2009年に施行された円滑化法は、もう1年、あと1年と繰り返し延長されてきたが、昨年の延長が「最後」と定められ、この3月に終了する。シャープやパナソニックなど電機メーカーによる大規模なリストラの皺寄せも取引先中小企業に及んでおり、そこに円滑化法の終了が重なれば“首の皮一枚”で生き延びてきた中小企業の資金繰りが一気に悪化し、バタバタと倒産しかねない。

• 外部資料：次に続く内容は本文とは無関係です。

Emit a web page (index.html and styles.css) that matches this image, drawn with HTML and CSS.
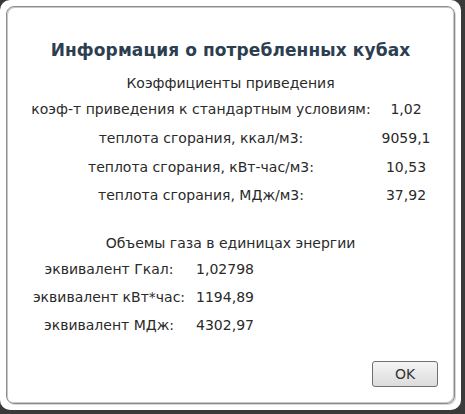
FILE: index.html
```html
<!DOCTYPE html>
<html lang="ru">
<head>
<meta charset="utf-8">
<link rel="stylesheet" href="styles.css">
</head>
<body>
<div class="dialog">
  <div class="inner">
    <h1 class="title">Информация о потребленных кубах</h1>
    <div class="section-head">Коэффициенты приведения</div>
    <table class="coef">
      <tr><td class="lbl">коэф-т приведения к стандартным условиям:</td><td class="val">1,02</td></tr>
      <tr><td class="lbl">теплота сгорания, ккал/м3:</td><td class="val">9059,1</td></tr>
      <tr><td class="lbl">теплота сгорания, кВт-час/м3:</td><td class="val">10,53</td></tr>
      <tr><td class="lbl">теплота сгорания, МДж/м3:</td><td class="val">37,92</td></tr>
    </table>
    <div class="section-head second">Объемы газа в единицах энергии</div>
    <table class="energy">
      <tr><td class="lbl">эквивалент Гкал:</td><td class="val">1,02798</td></tr>
      <tr><td class="lbl">эквивалент кВт*час:</td><td class="val">1194,89</td></tr>
      <tr><td class="lbl">эквивалент МДж:</td><td class="val">4302,97</td></tr>
    </table>
    <div class="actions"><button class="ok">OK</button></div>
  </div>
</div>
</body>
</html>
```
FILE: styles.css
```css
html, body { margin: 0; padding: 0; }
body {
  background: #3a3a3a;
  width: 465px;
  height: 414px;
  overflow: hidden;
  font-family: "DejaVu Sans", Verdana, sans-serif;
  color: #2a2a2a;
}
.dialog {
  width: 461px;
  height: 410px;
  background: #fff;
  border-radius: 10px;
  padding: 6px;
  box-sizing: border-box;
}
.inner {
  height: 100%;
  box-sizing: border-box;
  border: 1px solid #8c8c8c;
  box-shadow: inset 1px 1px 0 #c8c8c8, inset -1px -1px 0 #c8c8c8, 1px 1px 0 #d8d8d8;
  border-radius: 8px;
  position: relative;
}
.title {
  margin: 32px 0 0 0;
  font-size: 17px;
  line-height: 22px;
  font-weight: bold;
  color: #2c3e50;
  text-align: center;
  letter-spacing: 0.1px;
}
.section-head {
  text-align: center;
  font-size: 14px;
  line-height: 18px;
  margin-top: 13px;
}
.section-head.second { margin-top: 24px; }
table { border-collapse: collapse; font-size: 14px; }
td { text-align: center; padding: 0; }
.coef { margin: 3px 0 0 15px; }
.coef td { height: 28.7px; }
.coef .lbl { width: 358px; }
.coef .val { width: 52px; }
.energy { margin: 3px 0 0 18px; }
.energy td { height: 28px; }
.energy .lbl { width: 168px; }
.energy .val { width: 64px; }
.actions {
  position: absolute;
  right: 16px;
  bottom: 16px;
}
.ok {
  width: 66px;
  height: 26px;
  border: 1px solid #707070;
  border-radius: 3px;
  background: linear-gradient(#f4f4f4, #dcdcdc);
  font-family: "DejaVu Sans", Verdana, sans-serif;
  font-size: 14px;
  color: #333;
  padding: 0;
}
```
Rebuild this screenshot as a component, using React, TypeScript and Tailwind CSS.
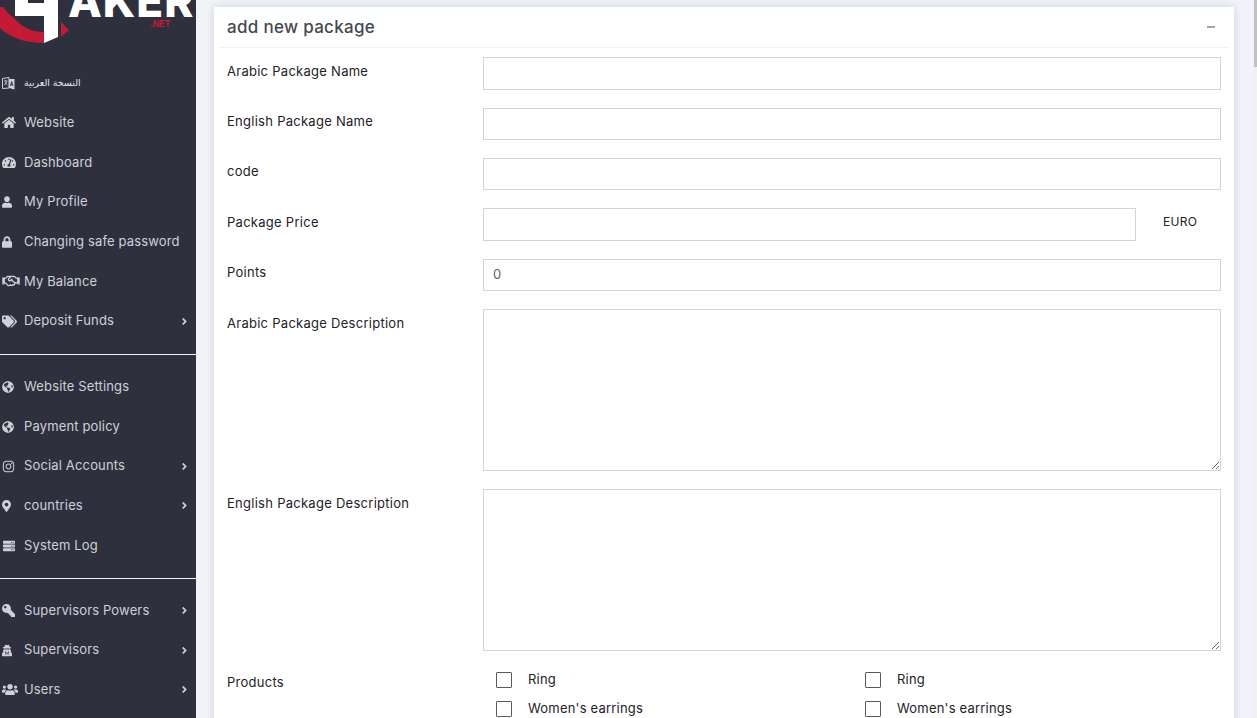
import React from 'react';
import {
  FaAngleRight,
  FaGlobeAmericas,
  FaHome,
  FaInstagram,
  FaKey,
  FaLock,
  FaMapMarkerAlt,
  FaRegHandshake,
  FaServer,
  FaTachometerAlt,
  FaTags,
  FaUser,
  FaUserSecret,
  FaUsers,
} from 'react-icons/fa';

const font = { fontFamily: 'Inter, "DejaVu Sans", sans-serif' };

type Item = { label: string; icon: React.ReactNode; arrow?: boolean; arabic?: boolean };

// two overlapping pages, the FA "language" glyph from the old icon set
const LanguageIcon = () => (
  <svg width="13" height="13" viewBox="0 0 13 13" className="shrink-0">
    <path d="M0.5 1.5 L7 0.5 V11 L0.5 11.5 Z" fill="none" stroke="#d0d2d9" strokeWidth="1" />
    <path d="M2 4 H5.5 M3.7 3 V4 M5 4 Q4.5 7 2 8 M3 5 Q4 7 5.5 8" fill="none" stroke="#d0d2d9" strokeWidth="0.8" />
    <path d="M7 2 H12.5 V12.5 L7 11 Z" fill="#d0d2d9" />
    <path d="M8.4 9 L9.7 4.5 L11 9 M8.9 7.6 H10.5" fill="none" stroke="#2e303e" strokeWidth="0.9" />
  </svg>
);

const groupOne: Item[] = [
  { label: 'النسخة العربية', icon: <LanguageIcon />, arabic: true },
  { label: 'Website', icon: <FaHome className="w-[14px] h-[13px] shrink-0" /> },
  { label: 'Dashboard', icon: <FaTachometerAlt className="w-[14px] h-[13px] shrink-0" /> },
  { label: 'My Profile', icon: <FaUser className="w-[10px] h-[12px] shrink-0" /> },
  { label: 'Changing safe password', icon: <FaLock className="w-[10px] h-[12px] shrink-0" /> },
  { label: 'My Balance', icon: <FaRegHandshake className="w-[18px] h-[14px] shrink-0" /> },
  { label: 'Deposit Funds', icon: <FaTags className="w-[15px] h-[13px] shrink-0" />, arrow: true },
];

const groupTwo: Item[] = [
  { label: 'Website Settings', icon: <FaGlobeAmericas className="w-[12px] h-[12px] shrink-0" /> },
  { label: 'Payment policy', icon: <FaGlobeAmericas className="w-[12px] h-[12px] shrink-0" /> },
  { label: 'Social Accounts', icon: <FaInstagram className="w-[13px] h-[13px] shrink-0" />, arrow: true },
  { label: 'countries', icon: <FaMapMarkerAlt className="w-[9px] h-[12px] shrink-0" />, arrow: true },
  { label: 'System Log', icon: <FaServer className="w-[14px] h-[12px] shrink-0" /> },
];

const groupThree: Item[] = [
  { label: 'Supervisors Powers', icon: <FaKey className="w-[13px] h-[13px] -scale-x-100 shrink-0" />, arrow: true },
  { label: 'Supervisors', icon: <FaUserSecret className="w-[10px] h-[13px] shrink-0" />, arrow: true },
  { label: 'Users', icon: <FaUsers className="w-[16px] h-[15px] shrink-0" />, arrow: true },
];

const SideRow = ({ item }: { item: Item }) => (
  <div className="h-[39.7px] flex items-center text-[#cfd1d8]">
    <span className="w-[22px] pl-[2px] flex justify-start shrink-0">{item.icon}</span>
    <span
      className={
        item.arabic
          ? 'ml-[2px] text-[9.5px] text-[#e4e5ea]'
          : 'ml-[2px] text-[13px] tracking-[0.15px] whitespace-nowrap'
      }
    >
      {item.label}
    </span>
    {item.arrow && <FaAngleRight className="ml-auto mr-[6px] w-[11px] h-[11px]" />}
  </div>
);

const Logo = () => (
  <div className="relative h-[63.2px] overflow-hidden">
    <svg width="196" height="46" viewBox="0 0 196 46" className="absolute left-0 top-0">
      <path d="M0 7 H3 Q 8 14 15 19 Q 26 32 44 32 V43 Q 16 43 0 28 Z" fill="#c51a36" />
      <path d="M15 0 H28 V3 H44 V0 H58 V37 L44 43 V16 H15 Z" fill="#ffffff" />
      <path d="M61 22 L69 30 L61 37 Z" fill="#c51a36" />
    </svg>
    <span className="absolute left-[68px] top-[-17px] text-[44px] leading-[36px] font-extrabold text-white tracking-[1px]">
      AKER
    </span>
    <span className="absolute left-[150px] top-[19px] text-[9px] leading-[9px] font-bold tracking-[-0.3px] text-[#c51a36]">
      .NET
    </span>
  </div>
);

const FormRow = ({
  label,
  children,
  tall,
}: {
  label: string;
  children: React.ReactNode;
  tall?: boolean;
}) => (
  <div className="flex mb-[18px]">
    <label className="w-[256px] shrink-0 pt-[4.4px] text-[13px] leading-[18px] tracking-[0.27px] text-[#1e2129]">
      {label}
    </label>
    <div className={tall ? 'flex-1 h-[162px]' : 'flex-1 h-[32.4px]'}>{children}</div>
  </div>
);

const inputClass = 'w-full h-full border border-[#d3d3df] bg-white px-[9px] pb-[1px] text-[13px] text-[#5f6168] outline-none';

const Check = ({ label }: { label: string }) => (
  <div className="h-[29px] flex items-center">
    <span className="w-[16px] h-[16px] border border-[#5a5a5a] rounded-[1px] bg-white shrink-0" />
    <span className="ml-[16px] text-[13px] tracking-[0.2px] text-[#1e2129]">{label}</span>
  </div>
);

export default function App() {
  return (
    <div className="h-[718px] w-full flex overflow-hidden bg-[#f0f3f7]" style={font}>
      {/* sidebar */}
      <aside className="w-[196px] h-full bg-[#2e303e] shrink-0 overflow-hidden">
        <Logo />
        {groupOne.map((item) => (
          <SideRow key={item.label} item={item} />
        ))}
        <div className="h-px bg-[#f2f2f2] mt-[13px] mb-[12px]" />
        {groupTwo.map((item) => (
          <SideRow key={item.label} item={item} />
        ))}
        <div className="h-px bg-[#f2f2f2] mt-[12.6px] mb-[11.6px]" />
        {groupThree.map((item) => (
          <SideRow key={item.label} item={item} />
        ))}
      </aside>

      {/* content */}
      <main className="flex-1 pl-[18px] pr-[20px] pt-[7px] overflow-hidden">
        <div className="bg-white shadow-[0_0_8px_rgba(70,85,110,0.2)] h-[760px]">
          <div className="mx-[5px] h-[41px] border-b border-[#f3f3f6] pl-[8px] pr-[14px] flex items-center justify-between">
            <h2 className="pt-[2px] text-[17px] font-medium tracking-[0.3px] text-[#45484f]">add new package</h2>
            <span className="w-[8px] h-[2px] bg-[#9da3ba]" />
          </div>
          <div className="pl-[13px] pr-[13px] pt-[9.2px]">
            <FormRow label="Arabic Package Name">
              <input className={inputClass} />
            </FormRow>
            <FormRow label="English Package Name">
              <input className={inputClass} />
            </FormRow>
            <FormRow label="code">
              <input className={inputClass} />
            </FormRow>
            <FormRow label="Package Price">
              <div className="flex h-full items-center">
                <input className="w-[653px] h-full border border-[#d3d3df] bg-white outline-none" />
                <span className="ml-[27px] mb-[6px] text-[12px] tracking-[0.3px] text-[#1e2129]">EURO</span>
              </div>
            </FormRow>
            <FormRow label="Points">
              <input className={inputClass} defaultValue="0" />
            </FormRow>
            <FormRow label="Arabic Package Description" tall>
              <textarea className="block w-full h-full border border-[#d3d3df] bg-white outline-none" />
            </FormRow>
            <FormRow label="English Package Description" tall>
              <textarea className="block w-full h-full border border-[#d3d3df] bg-white outline-none" />
            </FormRow>
            <div className="flex">
              <label className="w-[256px] shrink-0 pt-[4px] text-[13px] leading-[18px] tracking-[0.27px] text-[#1e2129]">
                Products
              </label>
              <div className="flex-1 pl-[13px] grid grid-cols-[369px_1fr] -mt-[4px]">
                <Check label="Ring" />
                <Check label="Ring" />
                <Check label="Women's earrings" />
                <Check label="Women's earrings" />
              </div>
            </div>
          </div>
        </div>
      </main>

      {/* scrollbar */}
      <div className="w-[3px] h-full bg-[#f1f1f1] shrink-0">
        <div className="h-[67px] bg-[#c1c1c1]" />
      </div>
    </div>
  );
}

前出の5万~6万社で働く55万人強(推計)以外にも解雇される、あるいは正社員から非正規などに契約変更される被雇用者は2013年にはますます増えるだろう。仕事を失わないまでも、待遇の悪化など、100万人を超える中小企業社員に影響が及ぶと推測される。
たとえ “倒産予備軍”に入っていなくても、円滑化法で一時的に資金繰りが改善されている中小企業30万~40万社の「儲からない」実態は円滑化法施行後も変わっていない。「倒産の先送りで“ゾンビ企業”を増やした」という指摘すらある。
根本的な再建にはリストラと新たな成長戦略が必要だが、中小企業が自ら改革するのは難しく、円滑化法が定めた「1年以内の再建計画」すら、まともに作れない企業が多い。